## WORK TO DO
Line by line, repeat the data below exactly, beginning at the first line and ending at the line with "number; heading?: boolean". Omit pictures.

::::::

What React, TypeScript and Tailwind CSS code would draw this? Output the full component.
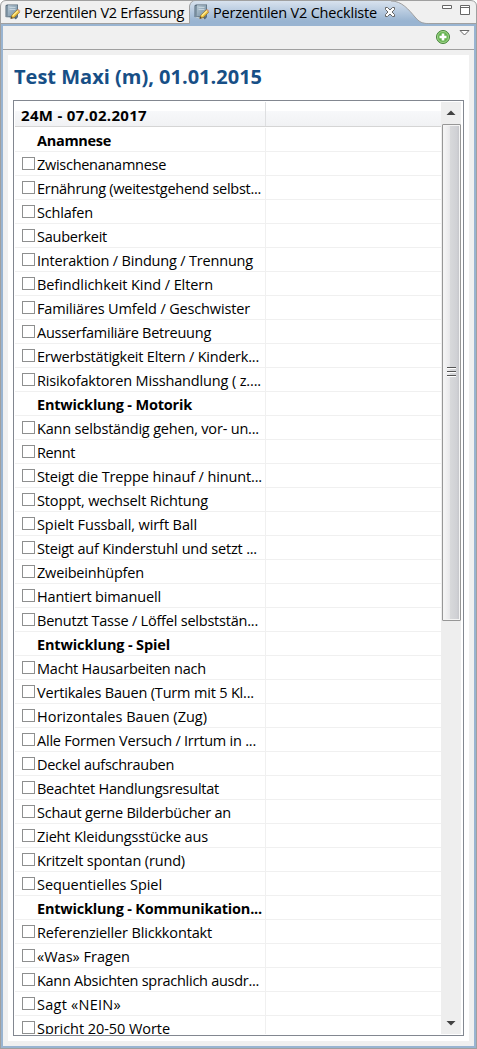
import React, { useLayoutEffect, useRef } from "react";

type Row = { text: string; width: number; heading?: boolean };

const rows: Row[] = [
  { text: "Anamnese", width: 74, heading: true },
  { text: "Zwischenanamnese", width: 129 },
  { text: "Ernährung (weitestgehend selbst...", width: 224 },
  { text: "Schlafen", width: 56 },
  { text: "Sauberkeit", width: 70 },
  { text: "Interaktion / Bindung / Trennung", width: 216 },
  { text: "Befindlichkeit Kind / Eltern", width: 176 },
  { text: "Familiäres Umfeld / Geschwister", width: 213 },
  { text: "Ausserfamiliäre Betreuung", width: 174 },
  { text: "Erwerbstätigkeit Eltern / Kinderk...", width: 222 },
  { text: "Risikofaktoren Misshandlung ( z....", width: 224 },
  { text: "Entwicklung - Motorik", width: 155, heading: true },
  { text: "Kann selbständig gehen, vor- un...", width: 222 },
  { text: "Rennt", width: 38 },
  { text: "Steigt die Treppe hinauf / hinunt...", width: 225 },
  { text: "Stoppt, wechselt Richtung", width: 171 },
  { text: "Spielt Fussball, wirft Ball", width: 160 },
  { text: "Steigt auf Kinderstuhl und setzt ...", width: 220 },
  { text: "Zweibeinhüpfen", width: 107 },
  { text: "Hantiert bimanuell", width: 124 },
  { text: "Benutzt Tasse / Löffel selbststän...", width: 221 },
  { text: "Entwicklung - Spiel", width: 133, heading: true },
  { text: "Macht Hausarbeiten nach", width: 169 },
  { text: "Vertikales Bauen (Turm mit 5 Kl...", width: 217 },
  { text: "Horizontales Bauen (Zug)", width: 170 },
  { text: "Alle Formen Versuch / Irrtum in ...", width: 219 },
  { text: "Deckel aufschrauben", width: 137 },
  { text: "Beachtet Handlungsresultat", width: 182 },
  { text: "Schaut gerne Bilderbücher an", width: 194 },
  { text: "Zieht Kleidungsstücke aus", width: 171 },
  { text: "Kritzelt spontan (rund)", width: 148 },
  { text: "Sequentielles Spiel", width: 125 },
  { text: "Entwicklung - Kommunikation...", width: 225, heading: true },
  { text: "Referenzieller Blickkontakt", width: 175 },
  { text: "«Was» Fragen", width: 93 },
  { text: "Kann Absichten sprachlich ausdr...", width: 222 },
  { text: "Sagt «NEIN»", width: 84 },
  { text: "Spricht 20-50 Worte", width: 133 },
];

// Spaces the letters so that the label takes exactly the given width.
function Label({ text, width, className = "" }: { text: string; width: number; className?: string }) {
  const ref = useRef<HTMLSpanElement>(null);
  useLayoutEffect(() => {
    const fit = () => {
      const el = ref.current;
      if (!el) return;
      el.style.letterSpacing = "0px";
      const natural = el.getBoundingClientRect().width;
      el.style.letterSpacing = `${(width - natural) / text.length}px`;
    };
    fit();
    document.fonts?.ready.then(fit);
  }, [text, width]);
  return (
    <span ref={ref} className={`inline-block shrink-0 whitespace-nowrap ${className}`}>
      {text}
    </span>
  );
}

function FormIcon() {
  return (
    <svg width="16" height="16" viewBox="0 0 16 16" className="block shrink-0">
      <defs>
        <linearGradient id="book" x1="0" y1="0" x2="1" y2="1">
          <stop offset="0" stopColor="#b9cad6" />
          <stop offset="1" stopColor="#6f8a9e" />
        </linearGradient>
      </defs>
      <path d="M.5 1.5 2 .5H13V13L11 15.3 .5 13Z" fill="#566878" />
      <path d="M3 1.2H12.3V12.4H3Z" fill="url(#book)" />
      <path d="M1.2 2V12.6L3 12V1.5Z" fill="#8095a5" />
      <path d="M4.5 3.5H10.5M4.5 5.5H10.5" stroke="#c5d3dc" strokeWidth="1" />
      <path d="M1.5 13 10 14.8" stroke="#dce4e8" strokeWidth=".8" />
      <path d="M5.8 14.6 6.9 11.3 12.4 5.8 14.8 8.1 9.2 13.6Z" fill="#efc23c" stroke="#8a6a2a" strokeWidth=".7" />
      <path d="M7.7 11.8 13.1 6.6" stroke="#fff09a" strokeWidth="1.2" />
      <path d="M12.4 5.8 13.4 4.9 15.5 7 14.6 8Z" fill="#d99a80" />
      <path d="M5.8 14.6 6.4 12.7 7.9 14Z" fill="#4b392b" />
    </svg>
  );
}

function Tabs() {
  return (
    <header className="relative h-[26px] shrink-0 overflow-hidden">
      <svg width="477" height="26" className="absolute inset-0">
        <defs>
          <linearGradient id="tab" x1="0" y1="0" x2="0" y2="1">
            <stop offset="0" stopColor="#d8e2ee" />
            <stop offset=".8" stopColor="#99b4d1" />
          </linearGradient>
        </defs>
        <path d="M0 26V5Q1 .5 6 .5H471Q476 .5 477 5V26Z" fill="#f0f0f0" />
        <path d="M1 23.5H189V26H1Z" fill="#99b4d1" />
        <path d="M189 26V6Q190 1 195 1H391C402 1 409 10 415 17S424 23 431 23H476V26Z" fill="url(#tab)" />
        <path d="M420 23.5H476V26H420Z" fill="#99b4d1" />
        <path d="M.5 26V6Q1 .5 6 .5H471Q476.5 1 476.5 6V26M1 23.5H189.5V6Q191 .5 195 .5M391 1C402 1 409 10 415 17S424 23.5 431 23.5H476" fill="none" stroke="#a0a0a0" />
      </svg>
      <div className="relative flex h-6 items-center pl-[5px] text-[14.5px] leading-6">
        <FormIcon />
        <div className="ml-[3px] mt-[2px] flex w-[165px] shrink-0">
          <Label text="Perzentilen V2 Erfassung" width={160} />
        </div>
        <div className="ml-[5px]"><FormIcon /></div>
        <div className="ml-[3px] mt-[2px] flex w-[168px] shrink-0">
          <Label text="Perzentilen V2 Checkliste" width={164} />
        </div>
        <svg width="12" height="12" viewBox="0 0 12 12" className="ml-[3px] shrink-0">
          <path d="M1.5 1.5H3.5L6 4 8.5 1.5H10.5V3.5L8 6 10.5 8.5V10.5H8.5L6 8 3.5 10.5H1.5V8.5L4 6 1.5 3.5Z" fill="#fff" stroke="#666" />
        </svg>
        <svg width="30" height="14" viewBox="0 0 30 14" className="absolute left-[441px] top-[3px]">
          <path d="M1.5 2.5H10.5V5.5H1.5ZM19.5 2.5H28.5V11.5H19.5ZM19.5 4.5H28.5" fill="#fff" stroke="#666" />
        </svg>
      </div>
    </header>
  );
}

function Scrollbar() {
  return (
    <aside className="flex w-[20px] shrink-0 flex-col items-end bg-[#eeeeee]">
      <svg width="19" height="22" viewBox="0 0 19 22" className="shrink-0">
        <path d="M4.5 13 9 8.5 13.5 13Z" fill="#424242" />
      </svg>
      <div className="flex h-[497px] w-[19px] shrink-0 items-center justify-center rounded-[1px] border border-[#979797] bg-[linear-gradient(90deg,#f7f7f7_0,#e9e9eb_38%,#d8d9db_42%,#d0d1d5_80%,#c2c3c7_100%)] shadow-[inset_0_0_0_1px_#f4f4f4]">
        <svg width="9" height="11" viewBox="0 0 9 11">
          <path d="M0 .5H9M0 4.5H9M0 8.5H9" stroke="#555" />
          <path d="M0 1.5H9M0 5.5H9M0 9.5H9" stroke="#fff" />
        </svg>
      </div>
      <div className="grow" />
      <svg width="19" height="20" viewBox="0 0 19 20" className="shrink-0">
        <path d="M4.5 7 9 11.5 13.5 7Z" fill="#424242" />
      </svg>
    </aside>
  );
}

export default function App() {
  return (
    <div className="flex h-[1049px] w-[477px] flex-col overflow-hidden bg-white font-['Open_Sans','Noto_Sans',sans-serif] text-black">
      <Tabs />
      <div className="flex min-h-0 grow flex-col border-x border-b border-[#a0a0a0]">
        <div className="flex min-h-0 grow flex-col border-x-2 border-b-2 border-[#99b4d1] bg-[#f0f0f0]">
          <div className="flex h-6 shrink-0 justify-end border-b border-[#a0a0a0] pr-[4px]">
            <svg width="16" height="16" viewBox="0 0 16 16" className="mt-[3px]">
              <circle cx="8" cy="8" r="6.5" fill="#65b451" stroke="#46863b" />
              <circle cx="8" cy="8" r="5.5" fill="none" stroke="#a5d38e" />
              <path d="M8 4.5V11.5M4.5 8H11.5" stroke="#fff" strokeWidth="2.6" />
            </svg>
            <svg width="11" height="7" viewBox="0 0 11 7" className="ml-[8px] mt-[3px]">
              <path d="M1 1.5H10L5.5 6Z" fill="#fff" stroke="#666" />
            </svg>
          </div>
          <main className="mx-[5px] mb-[5px] mt-[5px] flex min-h-0 grow flex-col bg-white px-[5px] pb-[5px]">
            <h1 className="flex h-[45px] shrink-0 pl-px pt-[8px] text-[20px] font-bold leading-[28px] text-[#174f86]">
              <Label text="Test Maxi (m), 01.01.2015" width={248} />
            </h1>
            <section className="flex min-h-0 grow overflow-hidden border border-[#828790] py-px pl-px pr-[2px]">
              <div className="flex min-w-0 grow flex-col overflow-hidden">
                <div className="flex h-[25px] shrink-0 border-b border-[#d5d5d5] bg-[linear-gradient(#fff_0_9px,#f7f8fa_9px,#f1f2f4)]">
                  <div className="flex w-[251px] shrink-0 border-r border-[#dedfe1] pl-[6px] text-[15px] font-bold leading-[27px]">
                    <Label text="24M - 07.02.2017" width={126} />
                  </div>
                </div>
                <ul className="min-h-0 grow overflow-hidden">
                  {rows.map((row, i) => (
                    <li key={row.text} className={i === 0 ? "flex h-[25px] border-b border-[#f0f0f0] pt-px" : "flex h-6 border-b border-[#f0f0f0]"}>
                      <div className="flex w-[251px] shrink-0 border-r border-[#f0f0f0] pl-[7px] text-[14.5px] leading-[24px]">
                        {row.heading ? (
                          <span className="w-[13px] shrink-0" />
                        ) : (
                          <span className="mt-[5px] size-[13px] shrink-0 border border-[#8e8f8f] bg-white" />
                        )}
                        <Label
                          text={row.text}
                          width={row.width}
                          className={row.heading ? "ml-[2px] mt-px h-[22px] font-bold" : "ml-[2px] mt-px h-[22px]"}
                        />
                      </div>
                    </li>
                  ))}
                </ul>
              </div>
              <Scrollbar />
            </section>
          </main>
        </div>
      </div>
    </div>
  );
}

::::::

## TASK OUTPUT
What React, TypeScript and Tailwind CSS code would draw this? Output the full component.
import React, { useLayoutEffect, useRef } from "react";

type Row = { text: string; width: number; heading?: boolean };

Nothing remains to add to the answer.